You are seeing on eBay CPUs that WERE worth four thousand dollars, now their only use is either scrap or homelab/homeserver usage.
As someone already mentioned numerous times, it’s orders of magnitude more likely that motherboards fail instead of the CPUs: case in point a ESXi server at work that sent some DIMMs belly up because of a faulty motherboard, I somewhat forced the field support technician to not even bother trying the same motherboard with a different CPU (they later tried the same motherboard in their labs with a brand new CPU and the issue stayed the same).
Depending on your workload or activity, even going with refurbished or repurposed chipsets might be the way, as is exactly what a lot of manufacturers on sites such as AliExpress are doing, can save you quite a lot of money and still obtain an acceptable result.
I noticed you asked me in the previous post for some inputs, feel free to ask away either here or via DM, up to you :)
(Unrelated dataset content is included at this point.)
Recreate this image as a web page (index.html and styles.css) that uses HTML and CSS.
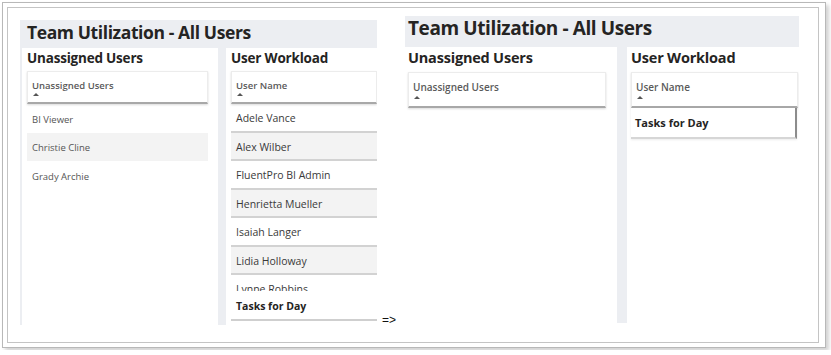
FILE: index.html
```html
<!DOCTYPE html>
<html lang="en">
<head>
  <meta charset="UTF-8">
  <title>Team Utilization - Before and After</title>
  <link rel="stylesheet" href="styles.css">
</head>
<body>
  <div class="frame">
    <div class="sheet">

      <!-- before -->
      <div class="shot shot-before">
        <div class="shot-title">Team Utilization - All Users</div>
        <div class="shot-body">
          <div class="panel panel-left">
            <div class="panel-title">Unassigned Users</div>
            <div class="table-head">
              <span>Unassigned Users</span>
              <i class="caret"></i>
            </div>
            <div class="row">BI Viewer</div>
            <div class="row row-alt">Christie Cline</div>
            <div class="row">Grady Archie</div>
          </div>
          <div class="panel panel-right">
            <div class="panel-title">User Workload</div>
            <div class="table-head">
              <span>User Name</span>
              <i class="caret"></i>
            </div>
            <div class="rows">
              <div class="row row-line">Adele Vance</div>
              <div class="row row-line row-alt">Alex Wilber</div>
              <div class="row row-line">FluentPro BI Admin</div>
              <div class="row row-line row-alt">Henrietta Mueller</div>
              <div class="row row-line">Isaiah Langer</div>
              <div class="row row-line row-alt">Lidia Holloway</div>
              <div class="row row-line">Lynne Robbins</div>
            </div>
            <div class="tasks">Tasks for Day</div>
          </div>
        </div>
      </div>

      <div class="arrow">=&gt;</div>

      <!-- after -->
      <div class="shot shot-after">
        <div class="shot-title">Team Utilization - All Users</div>
        <div class="shot-body">
          <div class="panel panel-left">
            <div class="panel-title">Unassigned Users</div>
            <div class="table-head">
              <span>Unassigned Users</span>
              <i class="caret"></i>
            </div>
          </div>
          <div class="panel panel-right">
            <div class="panel-title">User Workload</div>
            <div class="table-head">
              <span>User Name</span>
              <i class="caret"></i>
            </div>
            <div class="tasks">Tasks for Day</div>
          </div>
        </div>
      </div>

    </div>
  </div>
</body>
</html>
```

FILE: styles.css
```css
* {
  box-sizing: border-box;
}

body {
  margin: 0;
  background: #ffffff;
  font-family: "Open Sans", "Noto Sans", sans-serif;
  color: #252423;
}

.frame {
  width: 824px;
  height: 346px;
  margin: 2px;
  border: 1px solid #b8b8b8;
  background: #fff;
  box-shadow: 3px 3px 4px rgba(0, 0, 0, 0.18);
}

.sheet {
  width: 812px;
  height: 336px;
  margin: 4px;
  border: 1px solid #c4c4c4;
  padding: 8px 0 0 12px;
  display: flex;
  align-items: flex-start;
}

.shot {
  display: flex;
  flex-direction: column;
  background: #eceef2;
}

.shot-title {
  font-weight: 700;
  letter-spacing: -0.4px;
  white-space: nowrap;
}

.shot-body {
  flex: 1;
  display: flex;
}

.panel {
  background: #fff;
  overflow: hidden;
  display: flex;
  flex-direction: column;
}

.panel-title {
  font-weight: 700;
  letter-spacing: -0.2px;
  white-space: nowrap;
}

.table-head {
  background: #fff;
  border: 1px solid #ececec;
  border-bottom: 2px solid #a8a8a8;
  box-shadow: 0 1px 2px rgba(0, 0, 0, 0.15);
  color: #5a5a5a;
  font-weight: 600;
  white-space: nowrap;
  display: flex;
  flex-direction: column;
  align-items: flex-start;
}

.caret {
  width: 0;
  height: 0;
  border-left: 3px solid transparent;
  border-right: 3px solid transparent;
  border-bottom: 3px solid #555;
}

.row {
  height: 28.5px;
  padding-top: 2px;
  display: flex;
  align-items: center;
  white-space: nowrap;
}

.row-alt {
  background: #f3f3f3;
}

.row-line {
  border-bottom: 2px solid #d2d2d2;
}

.tasks {
  font-weight: 700;
  white-space: nowrap;
  display: flex;
  align-items: center;
  background: #fff;
}

.arrow {
  width: 23px;
  margin: 296px 0 0 5px;
  font-family: "Liberation Sans", sans-serif;
  font-size: 12px;
  line-height: 16px;
  color: #111;
}

/* before */

.shot-before {
  width: 357px;
  height: 305px;
  margin-top: 4px;
}

.shot-before .shot-title {
  height: 28px;
  padding-left: 7px;
  font-size: 17.5px;
  line-height: 24px;
}

.shot-before .shot-body {
  padding-left: 2px;
  gap: 8px;
}

.shot-before .panel-left {
  width: 196px;
  padding: 0 10px 0 5px;
}

.shot-before .panel-right {
  flex: 1;
  padding-left: 5px;
}

.shot-before .panel-title {
  font-size: 13.5px;
  line-height: 20px;
  margin-bottom: 3px;
}

.shot-before .table-head {
  height: 33px;
  padding: 7px 0 0 4px;
  font-size: 9.5px;
  line-height: 13px;
}

.shot-before .caret {
  margin: 1px 0 0 1px;
}

.shot-before .panel-left .row {
  padding-left: 5px;
  font-size: 9.5px;
  color: #555;
}

.shot-before .rows {
  height: 187px;
  overflow: hidden;
}

.shot-before .panel-right .row {
  padding-left: 5px;
  font-size: 10.5px;
  color: #3a3a3a;
}

.shot-before .tasks {
  height: 30px;
  padding: 1px 0 0 5px;
  font-size: 10.5px;
  border-bottom: 2px solid #cfcfcf;
}

/* after */

.shot-after {
  width: 394px;
  height: 307px;
}

.shot-after .shot-title {
  height: 31px;
  padding-left: 3px;
  font-size: 19px;
  line-height: 24px;
}

.shot-after .shot-body {
  gap: 10px;
}

.shot-after .panel-left {
  width: 212px;
  padding: 0 11px 0 3px;
}

.shot-after .panel-right {
  flex: 1;
  padding: 0 1px 0 4px;
}

.shot-after .panel-title {
  font-size: 14.5px;
  line-height: 22px;
  margin-bottom: 3px;
}

.shot-after .table-head {
  height: 36px;
  padding: 8px 0 0 4px;
  font-size: 10px;
  line-height: 13px;
}

.shot-after .caret {
  margin: 2px 0 0 1px;
}

.shot-after .tasks {
  height: 31px;
  margin-right: 1px;
  padding-left: 4px;
  font-size: 11px;
  border-right: 2px solid #8c8c8c;
  border-bottom: 2px solid #d6d6d6;
  box-shadow: 0 1px 2px rgba(0, 0, 0, 0.08);
}
```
As a starting point and as long as you understand that it’s a playground that you can make more serious down the line, literally anything will do. Dabble here and there with the software, but I agree with the fact that having room for expansion (i.e. expansion cards) is a nice bonus. As a rule of thumb I’d say that at least four cores (hyperthreading would be good to have but not mandatory) and 16 GB of RAM is a decent starting point that will allow you to run a good bunch of containers and VMs in Proxmox.